Gebler explains that the mission critical services that could give the company a competitive advantage from a technology and intellectual property side were all built in-house.

 “So we started with the consumer proposition meaning the shopping application, customer service communications systems and payment systems, and then the first step on the supply chain side has been manual operations and then also automated performance operations, forecasting, purchasing systems, warehouse fulfilment systems, food planning systems, the app for drivers – the stack is whatever is needed to make an end-to-end platform for consumers,” he says.

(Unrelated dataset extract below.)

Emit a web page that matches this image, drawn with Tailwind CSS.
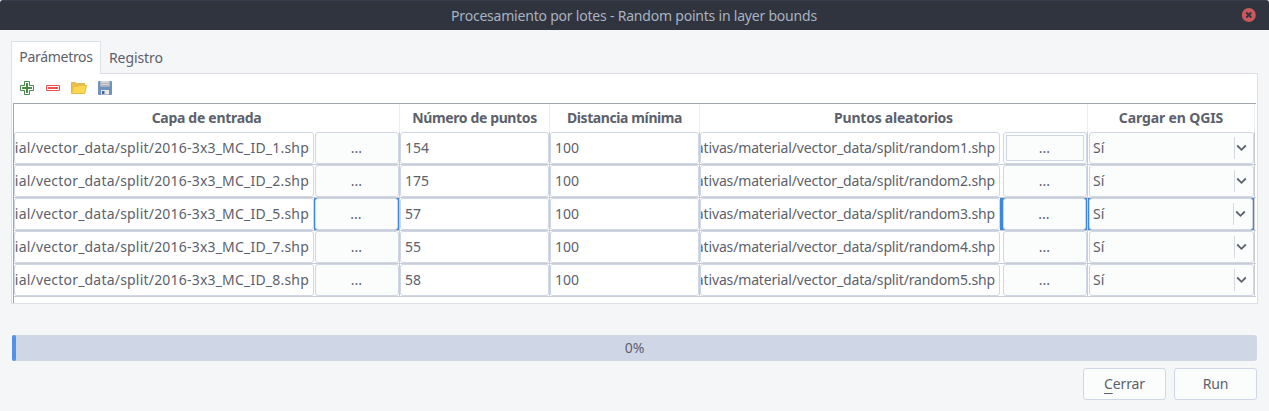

Meanwhile, Picnic has used off-the-shelf products for other parts of its technology, including its cloud infrastructure where it relies heavily on Amazon Web Services (AWS).

 “We’re using a little bit of Google’s cloud services, but we’re pretty big on AWS, where we use the entire stack, starting with EC2 instances to S3 to Kubernetes to Docker and Redshift and many more,” he says.

This includes Picnic’s proprietary route planning system.

“The solutions on the market were not suitable for inner city distribution or for urban logistics so we had to build this ourselves, but we used data from external parties like Google to add information around the distance between houses, where the house entrance is, which floor the customer lives on and so on,” he says.

Salesforce is also used for some of the company’s customer service features, while other technologies are used from technology vendors when it makes sense not to go to the effort of developing them in-house, Gebler explains.

 What’s next?

There are three main pillars the company is working on now.

Firstly, as the company is growing around 5 per cent a week, the tools required need to be developed to support and facilitate this growth.

“As an example, we started with 30 people which is when we could do a piece of planning such as knowing who is working in a warehouse or as a driver you can do this in a manual way, if you have 300 then you can do this on spreadsheets, but if you have 3,500 like we have now then you need proper systems to help you,” he says.

The second pillar is around tools and systems that support business innovation. An example of this is where Picnic offers to handle third party returns, allowing them to return items from other retailers through Picnic.

The third pillar is around automation. The company is automating customer success processes with sentiment analysis and automated feedback handling. In fulfilment it will use robots to help orders to be picked more efficiently, and finally it is building automation capabilities to help support its drivers.

A few years ago, the company had a market share of around 9 per cent, but Gebler believes a better metric is to look at the market share of online food.

“The areas where we are active for at least six months we are becoming market leaders, with about a 50 per cent market share in online food,” he says, adding that the market size itself is growing which means that the company is not just conquering the market but it is helping to grow it.